Carnegie Deli reopens after a 10-month shutdown

NEW YORK — Ten months after being caught stealing gas for cooking, the Carnegie Deli, renowned for its massive meat sandwiches named for famous New Yorkers, reopened on Tuesday morning.

By midday, customers were again filing into the 79-year-old restaurant on Seventh Avenue to order pastrami, corned beef and cheesecake. But Kurt Benjamin had them beat.

Benjamin, an investor from Los Angeles, had been one of the first people through the doors when the restaurant opened at about 8:45 a.m., said Cristyne Nicholas, a spokeswoman for the deli. He and a business associate, Larry Marion of Brooklyn, shared a meal, and a few hours later, Benjamin was on a plane back to California carrying a Woody Allen — a $29.99 pile of corned beef and pastrami on rye.

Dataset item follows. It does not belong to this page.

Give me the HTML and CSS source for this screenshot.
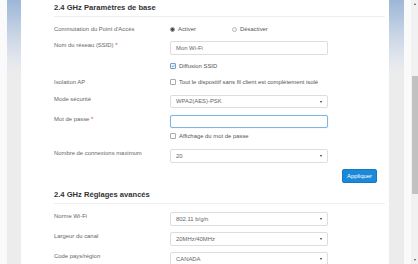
FILE: index.html
```html
<!DOCTYPE html>
<html lang="fr">
<head>
<meta charset="utf-8">
<title>Paramètres Wi-Fi</title>
<link rel="stylesheet" href="styles.css">
</head>
<body>
<div class="frame">
  <div class="edge"></div>
  <div class="strip"></div>
  <main class="card">
    <section class="section">
      <h2 class="section-title">2.4 GHz Paramètres de base</h2>
      <div class="form">
        <div class="row row-short row-first">
          <span class="label">Commutation du Point d'Accès</span>
          <div class="radios">
            <span class="opt"><span class="radio on"></span>Activer</span>
            <span class="opt"><span class="radio"></span>Désactiver</span>
          </div>
        </div>
        <div class="row">
          <span class="label">Nom du réseau (SSID) <em>*</em></span>
          <div class="field">Mon Wi-Fi</div>
        </div>
        <div class="row row-short">
          <span class="label"></span>
          <span class="opt"><span class="check on"><svg viewBox="0 0 8 8"><path d="M1.5 4.2 L3.3 6 L6.6 1.9" fill="none" stroke="#2a7fd4" stroke-width="1.2"/></svg></span>Diffusion SSID</span>
        </div>
        <div class="row row-short">
          <span class="label">Isolation AP</span>
          <span class="opt nowrap"><span class="check"></span>Tout le dispositif sans fil client est complètement isolé</span>
        </div>
        <div class="row row-compact push">
          <span class="label">Mode sécurité</span>
          <div class="field select">WPA2(AES)-PSK</div>
        </div>
        <div class="row row-compact push1">
          <span class="label">Mot de passe <em>*</em></span>
          <div class="field focus"></div>
        </div>
        <div class="row row-short pull">
          <span class="label"></span>
          <span class="opt"><span class="check"></span>Affichage du mot de passe</span>
        </div>
        <div class="row push">
          <span class="label">Nombre de connexions maximum</span>
          <div class="field select">20</div>
        </div>
        <div class="actions">
          <button class="btn" type="button">Appliquer</button>
        </div>
      </div>
    </section>
    <section class="section">
      <h2 class="section-title">2.4 GHz Réglages avancés</h2>
      <div class="form form-adv">
        <div class="row">
          <span class="label">Norme Wi-Fi</span>
          <div class="field select">802.11 b/g/n</div>
        </div>
        <div class="row">
          <span class="label">Largeur du canal</span>
          <div class="field select">20MHz/40MHz</div>
        </div>
        <div class="row">
          <span class="label">Code pays/région</span>
          <div class="field select">CANADA</div>
        </div>
      </div>
    </section>
  </main>
  <div class="strip"></div>
  <div class="edge"></div>
  <div class="scrollbar">
    <span class="arrow up"></span>
    <span class="thumb"></span>
    <span class="arrow down"></span>
  </div>
</div>
</body>
</html>
```
FILE: styles.css
```css
* { box-sizing: border-box; }
html, body { margin: 0; padding: 0; }
body {
  width: 418px;
  height: 264px;
  overflow: hidden;
  background: #fafafa;
  font-family: "Liberation Sans", Arial, sans-serif;
  color: #666;
}
.frame {
  display: grid;
  grid-template-columns: 7px 14px 368px 15px 7px 7px;
  height: 264px;
}
.edge { background: #fafafa; }
.strip {
  background: linear-gradient(to bottom, #9db6d7 0px, #c9d5e5 35px, #e3e7ed 60px, #ececec 75px);
}
.card {
  background: #fff;
  padding: 0 4px 0 33px;
  overflow: hidden;
}
.section-title {
  margin: 0;
  height: 17px;
  line-height: 16px;
  font-size: 7.6px;
  font-weight: bold;
  color: #333;
  border-bottom: 1px solid #eee;
}
.form {
  display: flex;
  flex-direction: column;
  gap: 6px;
  padding-top: 6px;
}
.form-adv { padding-top: 8px; }
.row {
  display: grid;
  grid-template-columns: 116px 158px;
  align-items: start;
  height: 14px;
  font-size: 5.9px;
}
.row-short { height: 10px; align-items: center; }
.row-first { height: 12px; }
.row-compact { height: 13px; }
.row-compact .field { height: 13px; line-height: 11px; }
.push { margin-top: 2px; }
.push1 { margin-top: 1px; }
.pull { margin-top: -3px; }
.label {
  color: #666;
  line-height: 9px;
}
.label em { font-style: normal; color: #e53935; }
.radios { display: flex; }
.opt {
  display: flex;
  align-items: center;
  gap: 3px;
  color: #555;
  line-height: 8px;
}
.radios .opt { width: 62px; }
.nowrap { white-space: nowrap; }
.radio {
  width: 5px;
  height: 5px;
  border-radius: 50%;
  border: 1px solid #bbb;
  background: #f4f4f4;
}
.radio.on {
  border-color: #888;
  background: radial-gradient(circle, #444 0 1.3px, #fff 1.6px);
}
.check {
  width: 6px;
  height: 6px;
  border: 1px solid #aaa;
  border-radius: 1px;
  background: #fff;
  display: flex;
}
.check.on { border-color: #7a9cc8; background: #eaf2fb; }
.check svg { width: 100%; height: 100%; }
.field {
  height: 14px;
  border: 1px solid #ddd;
  border-radius: 2px;
  background: #fff;
  padding-left: 5px;
  line-height: 12px;
  color: #666;
  position: relative;
}
.field.focus {
  border-color: #7fb6e8;
  box-shadow: 0 0 1px rgba(102, 175, 233, 0.5);
}
.select::after {
  content: "";
  position: absolute;
  right: 5px;
  top: 5px;
  border-left: 1.5px solid transparent;
  border-right: 1.5px solid transparent;
  border-top: 2.5px solid #333;
}
.actions {
  display: flex;
  justify-content: flex-end;
  padding-right: 8px;
}
.btn {
  width: 35px;
  height: 14px;
  padding: 0;
  border: 1px solid #1478c4;
  border-radius: 2px;
  background: #1a8ad8;
  color: #fff;
  font-family: "Liberation Sans", Arial, sans-serif;
  font-size: 5.9px;
}
.section + .section { margin-top: 4px; }
.scrollbar {
  background: #f1f1f1;
  display: flex;
  flex-direction: column;
  align-items: center;
  padding: 3px 0 3px;
}
.thumb {
  width: 6px;
  height: 118px;
  margin-top: 71px;
  background: #c1c1c1;
}
.arrow {
  width: 0;
  height: 0;
  border-left: 1.5px solid transparent;
  border-right: 1.5px solid transparent;
}
.arrow.up { border-bottom: 2px solid #555; }
.arrow.down { border-top: 2px solid #555; margin-top: auto; }
```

“I’m taking it back to L.A. to make everybody jealous,” Benjamin said as his plane prepared to taxi. He said he had heard on Monday that the deli was reopening, and he had to squeeze in a visit. “It’s a pillar of New York culture,” he said.

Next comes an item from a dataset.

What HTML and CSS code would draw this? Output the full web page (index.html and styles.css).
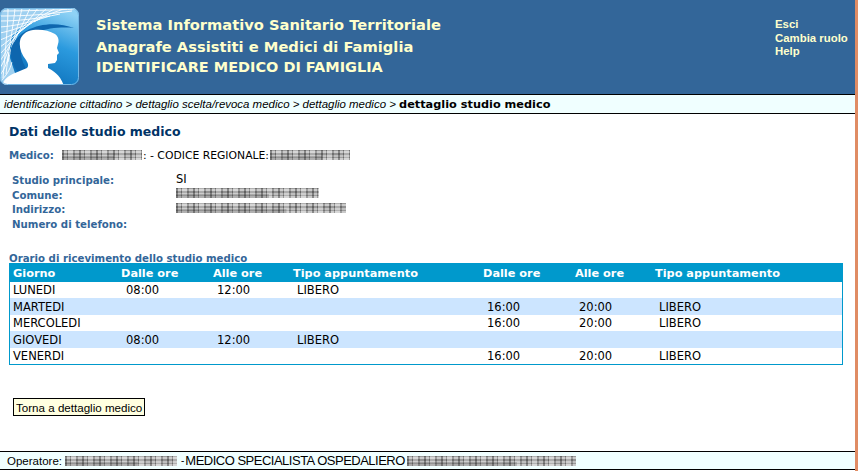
FILE: index.html
```html
<!DOCTYPE html>
<html lang="it">
<head>
<meta charset="utf-8">
<title>Sistema Informativo Sanitario Territoriale</title>
<link rel="stylesheet" href="styles.css">
</head>
<body>
<div class="page">
  <header class="header">
    <svg class="logo" viewBox="0 0 80 78" width="80" height="78" aria-hidden="true">
      <defs>
        <linearGradient id="sky" x1="0.95" y1="0.1" x2="0.55" y2="1">
          <stop offset="0" stop-color="#8fd2f5"/>
          <stop offset="0.45" stop-color="#2b9ade"/>
          <stop offset="1" stop-color="#0c70ba"/>
        </linearGradient>
        <clipPath id="round"><rect x="0" y="0" width="79" height="77" rx="7"/></clipPath>
      </defs>
      <g clip-path="url(#round)">
        <rect width="80" height="78" fill="url(#sky)"/>
        <path d="M0 0H79L72 3C45 6 22 13 11 30L8 44L16 68L0 78Z" fill="#9fd0f0"/>
        <g stroke="#fff" stroke-width="0.9" fill="none">
          <path d="M0 3C25 3 55 2 76 1M0 8C22 8 45 7 72 3M0 13C18 13 36 11 60 6M0 19C14 18 28 15 50 8M0 25C10 23 20 20 40 11M0 32C8 29 14 26 32 15M0 39C6 35 10 31 25 20M0 46C5 41 8 37 18 26M0 53C4 47 8 41 13 32M0 60C4 54 7 46 10 38M0 67C5 61 8 52 9 44M0 74C6 68 10 62 12 54"/>
          <path d="M8 0C8 15 6 35 3 70M15 0C14 14 10 32 6 66M22 0C20 12 14 28 8 54M30 0C26 10 18 24 10 44M38 0C32 9 22 20 13 32M47 0C40 7 28 16 18 26M56 0C47 5 35 11 25 20M66 0C56 4 44 7 34 14"/>
        </g>
        <path d="M74 20C50 11 20 18 11 40C9 50 14 62 24 70L30 66C22 56 19 46 22 36C28 24 50 18 74 20Z" fill="#0e66ae"/>
        <path d="M2 78C3 72 8 68 15 65L27 60C29 58 28 55 26 52C21 46 19 39 20 33C21 27 26 23 33 22C40 21 49 22 55 26C59 29 59 33 58 36L57 40L59 45L57 47L57 52L55 55L48 56L48 60C53 63 60 66 64 78Z" fill="#fff"/>
      </g>
      <rect x="0.5" y="0.5" width="78" height="76" rx="7" fill="none" stroke="#74b7e4"/>
    </svg>
    <div class="titles">
      <div class="title-1">Sistema Informativo Sanitario Territoriale</div>
      <div class="title-2">Anagrafe Assistiti e Medici di Famiglia</div>
      <div class="title-3">IDENTIFICARE MEDICO DI FAMIGLIA</div>
    </div>
    <nav class="links">
      <a>Esci</a>
      <a>Cambia ruolo</a>
      <a>Help</a>
    </nav>
  </header>
  <div class="crumbs"><i>identificazione cittadino &gt; dettaglio scelta/revoca medico &gt; dettaglio medico &gt; </i><b>dettaglio studio medico</b></div>
  <main class="content">
    <h1 class="heading">Dati dello studio medico</h1>
    <div class="medico">
      <span class="label">Medico:</span>
      <span class="redact r-80"></span><span class="plain">: - CODICE REGIONALE:</span><span class="redact r-80"></span>
    </div>
    <div class="fields">
      <span class="label">Studio principale:</span><span class="value">SI</span>
      <span class="label">Comune:</span><span class="redact r-143"></span>
      <span class="label">Indirizzo:</span><span class="redact r-170"></span>
      <span class="label">Numero di telefono:</span><span></span>
    </div>
    <div class="caption">Orario di ricevimento dello studio medico</div>
    <table class="hours">
      <thead>
        <tr><th>Giorno</th><th>Dalle ore</th><th>Alle ore</th><th>Tipo appuntamento</th><th>Dalle ore</th><th>Alle ore</th><th>Tipo appuntamento</th></tr>
      </thead>
      <tbody>
        <tr><td>LUNEDI</td><td>08:00</td><td>12:00</td><td>LIBERO</td><td></td><td></td><td></td></tr>
        <tr class="alt"><td>MARTEDI</td><td></td><td></td><td></td><td>16:00</td><td>20:00</td><td>LIBERO</td></tr>
        <tr><td>MERCOLEDI</td><td></td><td></td><td></td><td>16:00</td><td>20:00</td><td>LIBERO</td></tr>
        <tr class="alt"><td>GIOVEDI</td><td>08:00</td><td>12:00</td><td>LIBERO</td><td></td><td></td><td></td></tr>
        <tr><td>VENERDI</td><td></td><td></td><td></td><td>16:00</td><td>20:00</td><td>LIBERO</td></tr>
      </tbody>
    </table>
    <button class="back" type="button">Torna a dettaglio medico</button>
  </main>
  <footer class="footer">
    <span class="op">Operatore:</span><span class="redact r-112"></span><span class="dash">-</span><span class="role">MEDICO SPECIALISTA OSPEDALIERO</span><span class="redact r-169"></span>
  </footer>
</div>
</body>
</html>
```
FILE: styles.css
```css
html, body { margin: 0; padding: 0; background: #fff; }
.page { width: 855px; height: 471px; display: flex; flex-direction: column; border-right: 3px solid #e08c64; overflow: hidden; }
.header { height: 94px; flex: none; background: #336699; display: flex; align-items: flex-start; box-sizing: border-box; padding-top: 8px; }
.logo { display: block; flex: none; }
.titles { margin-left: 16px; padding-top: 6px; font-family: "DejaVu Sans", sans-serif; font-weight: bold; color: #ffffcc; width: 679px; flex: none; }
.title-1 { font-size: 14.66px; line-height: 22px; }
.title-2 { font-size: 14.7px; line-height: 22px; }
.title-3 { font-size: 14.47px; line-height: 18px; }
.links { display: flex; flex-direction: column; padding-top: 10px; font-family: "Liberation Sans", sans-serif; font-size: 11.4px; font-weight: bold; line-height: 13.5px; color: #ffffcc; }
.crumbs { height: 18px; flex: none; border-top: 1px solid #000; border-bottom: 1px solid #000; background: #f0ffff; font-family: "Liberation Sans", sans-serif; font-size: 11.46px; line-height: 18px; padding-left: 4px; color: #000; }
.crumbs b { font-family: "DejaVu Sans", sans-serif; font-size: 11.3px; }
.content { flex: 1; padding: 10px 0 0 9px; display: flex; flex-direction: column; align-items: flex-start; }
.heading { margin: 0; font-family: "DejaVu Sans", sans-serif; font-size: 12.5px; line-height: 16px; font-weight: bold; color: #003366; }
.label { font-family: "DejaVu Sans", sans-serif; font-weight: bold; font-size: 10.2px; color: #336699; }
.plain { font-family: "DejaVu Sans", sans-serif; font-size: 10.8px; color: #000; }
.value { font-family: "DejaVu Sans", sans-serif; font-size: 11.5px; color: #000; margin-bottom: 3px; }
.medico { display: flex; align-items: center; height: 14px; margin-top: 8px; margin-bottom: -1px; }
.medico .label { margin-right: 8px; }
.medico .plain { margin: 0 1px; }
.fields { display: grid; grid-template-columns: 164px 1fr; margin: 12px 0 0 3px; grid-auto-rows: 14.7px; align-items: center; }
.fields .redact { margin-bottom: 4px; }
.caption { margin-top: 22px; font-family: "DejaVu Sans", sans-serif; font-weight: bold; font-size: 10.2px; line-height: 9px; color: #336699; }
.hours { border-collapse: collapse; width: 834px; table-layout: fixed; border: 1px solid #0099cc; font-family: "DejaVu Sans", sans-serif; font-size: 11.5px; color: #000; }
.hours th { background: #0099cc; color: #fff; font-size: 11.3px; font-weight: bold; text-align: left; height: 16px; padding: 2px 0 0 3px; }
.hours td { height: 16.5px; padding: 0 0 0 3px; white-space: nowrap; }
.hours th:nth-child(1) { width: 106px; }
.hours th:nth-child(2) { width: 89px; padding-left: 2px; }
.hours th:nth-child(3) { width: 77px; }
.hours th:nth-child(4) { width: 187px; }
.hours th:nth-child(5) { width: 89px; }
.hours th:nth-child(6) { width: 77px; }
.hours td:nth-child(n+2) { padding-left: 7px; }
.hours .alt td { background: #cce5ff; }
.back { margin: 33px 0 0 4px; padding: 0 2px; height: 18px; border: 1px solid #000; background: #ffffe0; font-family: "Liberation Sans", sans-serif; font-size: 11.6px; color: #000; }
.footer { height: 17px; flex: none; margin-bottom: 1px; border-top: 1px solid #000; border-bottom: 1px solid #000; background: #f0ffff; display: flex; align-items: center; padding-left: 7px; font-family: "Liberation Sans", sans-serif; color: #000; }
.op { font-size: 11.5px; margin-right: 3px; }
.dash { font-size: 10px; margin: 0 1px 0 4px; }
.role { font-size: 13px; letter-spacing: -0.5px; margin-right: 2px; }
.redact { display: inline-block; flex: none; height: 10px; background-color: #a9a9a9; background-image: linear-gradient(rgba(0,0,0,0) 60%, rgba(40,40,40,.22) 60%), repeating-linear-gradient(90deg, rgba(50,50,50,.4) 0 2px, rgba(255,255,255,.2) 2px 5px, rgba(30,30,30,.25) 5px 6px, rgba(255,255,255,.35) 6px 11px, rgba(70,70,70,.3) 11px 13px, rgba(255,255,255,.15) 13px 17px), repeating-linear-gradient(0deg, rgba(255,255,255,.28) 0 2px, rgba(0,0,0,.2) 2px 3px, rgba(255,255,255,.12) 3px 5px, rgba(0,0,0,.25) 5px 7px); background-size: 65% 100%, auto, auto; background-repeat: no-repeat, repeat, repeat; }
.r-80 { width: 80px; }
.r-112 { width: 112px; }
.r-143 { width: 143px; }
.r-169 { width: 169px; }
.r-170 { width: 170px; }
```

Nicholas said the deli planned to have an official reopening on Feb. 17, but had a “soft opening” on Tuesday to prepare the staff. She said that the deli had hired some hostesses and cashiers, but that many of its 50 or so employees had been working there before the closing in April.

The city’s Buildings Department ordered the restaurant shut down after employees of the Consolidated Edison utility company discovered that natural gas had been diverted inside the building before it reached the company’s meter. The deli’s owner, Marian Harper, said she was unaware of the illegal tapping and paid the utility $40,050 for the gas that had been siphoned off over the previous six years.

Repairing the pipes took much longer than Harper had anticipated. In the meantime, the deli remained closed and tenants who lived in the apartments above it went through the summer, fall and into winter without gas for heating or cooking. Heat was finally restored a few weeks ago.

“They got everything fixed,” Nicholas said. “This was the earliest that they could open.”

Little else changed in nearly a year, she said. “It looks the same, same menu. And today, finally, it smells the same. It’s got that beautiful aroma of pastrami and corned beef.”